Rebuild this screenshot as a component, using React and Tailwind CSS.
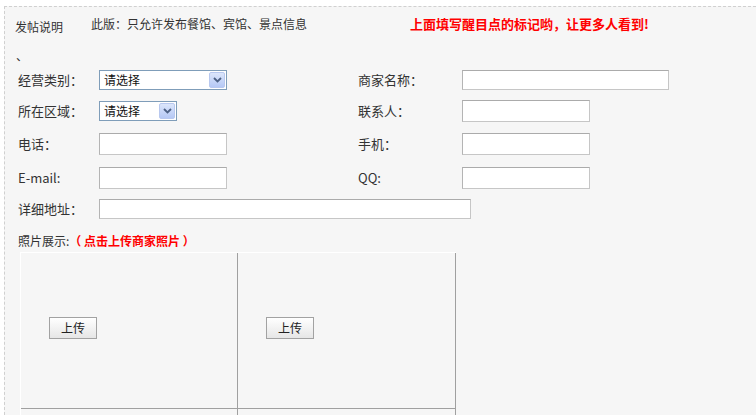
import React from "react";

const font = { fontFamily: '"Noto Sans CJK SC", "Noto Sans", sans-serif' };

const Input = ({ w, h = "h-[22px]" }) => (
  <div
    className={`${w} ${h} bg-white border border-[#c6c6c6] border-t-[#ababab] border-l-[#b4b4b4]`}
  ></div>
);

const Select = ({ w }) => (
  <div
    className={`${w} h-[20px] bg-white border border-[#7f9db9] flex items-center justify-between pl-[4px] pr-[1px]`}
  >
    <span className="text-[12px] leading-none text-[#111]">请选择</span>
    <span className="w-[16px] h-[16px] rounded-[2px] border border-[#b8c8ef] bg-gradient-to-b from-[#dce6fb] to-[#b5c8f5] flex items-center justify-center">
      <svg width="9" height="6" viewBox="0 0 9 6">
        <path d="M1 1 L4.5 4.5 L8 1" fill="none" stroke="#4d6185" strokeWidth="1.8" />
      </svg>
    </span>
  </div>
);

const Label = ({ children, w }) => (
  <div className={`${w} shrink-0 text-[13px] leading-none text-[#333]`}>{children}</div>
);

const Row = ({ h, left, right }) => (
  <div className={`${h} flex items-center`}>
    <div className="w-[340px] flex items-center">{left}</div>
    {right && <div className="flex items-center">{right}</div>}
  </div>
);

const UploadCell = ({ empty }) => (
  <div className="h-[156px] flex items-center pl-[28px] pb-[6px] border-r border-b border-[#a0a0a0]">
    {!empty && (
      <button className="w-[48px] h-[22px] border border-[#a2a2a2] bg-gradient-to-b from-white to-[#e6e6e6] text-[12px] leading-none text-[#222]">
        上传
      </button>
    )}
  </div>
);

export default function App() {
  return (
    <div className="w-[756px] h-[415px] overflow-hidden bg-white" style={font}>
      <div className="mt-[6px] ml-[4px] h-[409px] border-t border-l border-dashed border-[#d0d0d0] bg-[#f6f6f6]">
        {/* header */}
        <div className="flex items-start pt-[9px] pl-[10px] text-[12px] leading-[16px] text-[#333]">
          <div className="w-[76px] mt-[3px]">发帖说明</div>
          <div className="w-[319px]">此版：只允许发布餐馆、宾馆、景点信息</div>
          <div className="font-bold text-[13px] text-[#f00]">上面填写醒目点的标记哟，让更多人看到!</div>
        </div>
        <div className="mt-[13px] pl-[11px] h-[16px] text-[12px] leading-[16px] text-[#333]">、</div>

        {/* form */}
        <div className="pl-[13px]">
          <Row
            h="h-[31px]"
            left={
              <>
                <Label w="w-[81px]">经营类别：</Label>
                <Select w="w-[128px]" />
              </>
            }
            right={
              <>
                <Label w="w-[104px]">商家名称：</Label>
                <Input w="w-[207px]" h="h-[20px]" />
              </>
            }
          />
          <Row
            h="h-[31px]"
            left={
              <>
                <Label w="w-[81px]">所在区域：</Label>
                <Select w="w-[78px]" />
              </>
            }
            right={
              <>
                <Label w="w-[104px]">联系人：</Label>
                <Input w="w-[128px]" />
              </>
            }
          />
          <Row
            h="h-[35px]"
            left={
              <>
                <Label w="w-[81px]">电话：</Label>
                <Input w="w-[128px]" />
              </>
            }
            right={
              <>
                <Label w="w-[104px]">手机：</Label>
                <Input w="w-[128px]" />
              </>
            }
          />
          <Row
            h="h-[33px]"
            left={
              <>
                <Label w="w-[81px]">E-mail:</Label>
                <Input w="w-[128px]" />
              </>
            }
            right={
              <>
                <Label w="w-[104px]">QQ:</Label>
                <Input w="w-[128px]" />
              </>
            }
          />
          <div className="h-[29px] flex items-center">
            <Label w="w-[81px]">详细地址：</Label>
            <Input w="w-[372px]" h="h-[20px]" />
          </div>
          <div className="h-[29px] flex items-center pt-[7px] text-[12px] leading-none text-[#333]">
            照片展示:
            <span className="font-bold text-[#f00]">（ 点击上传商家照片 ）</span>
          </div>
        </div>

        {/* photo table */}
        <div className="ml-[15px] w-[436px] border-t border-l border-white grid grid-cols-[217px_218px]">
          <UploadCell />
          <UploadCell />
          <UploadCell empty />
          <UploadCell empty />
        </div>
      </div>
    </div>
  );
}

_ _ _ _

Copy every line above that holds the word "React".

Result of this exercise >>
Rebuild this screenshot as a component, using React and Tailwind CSS.
import React from "react";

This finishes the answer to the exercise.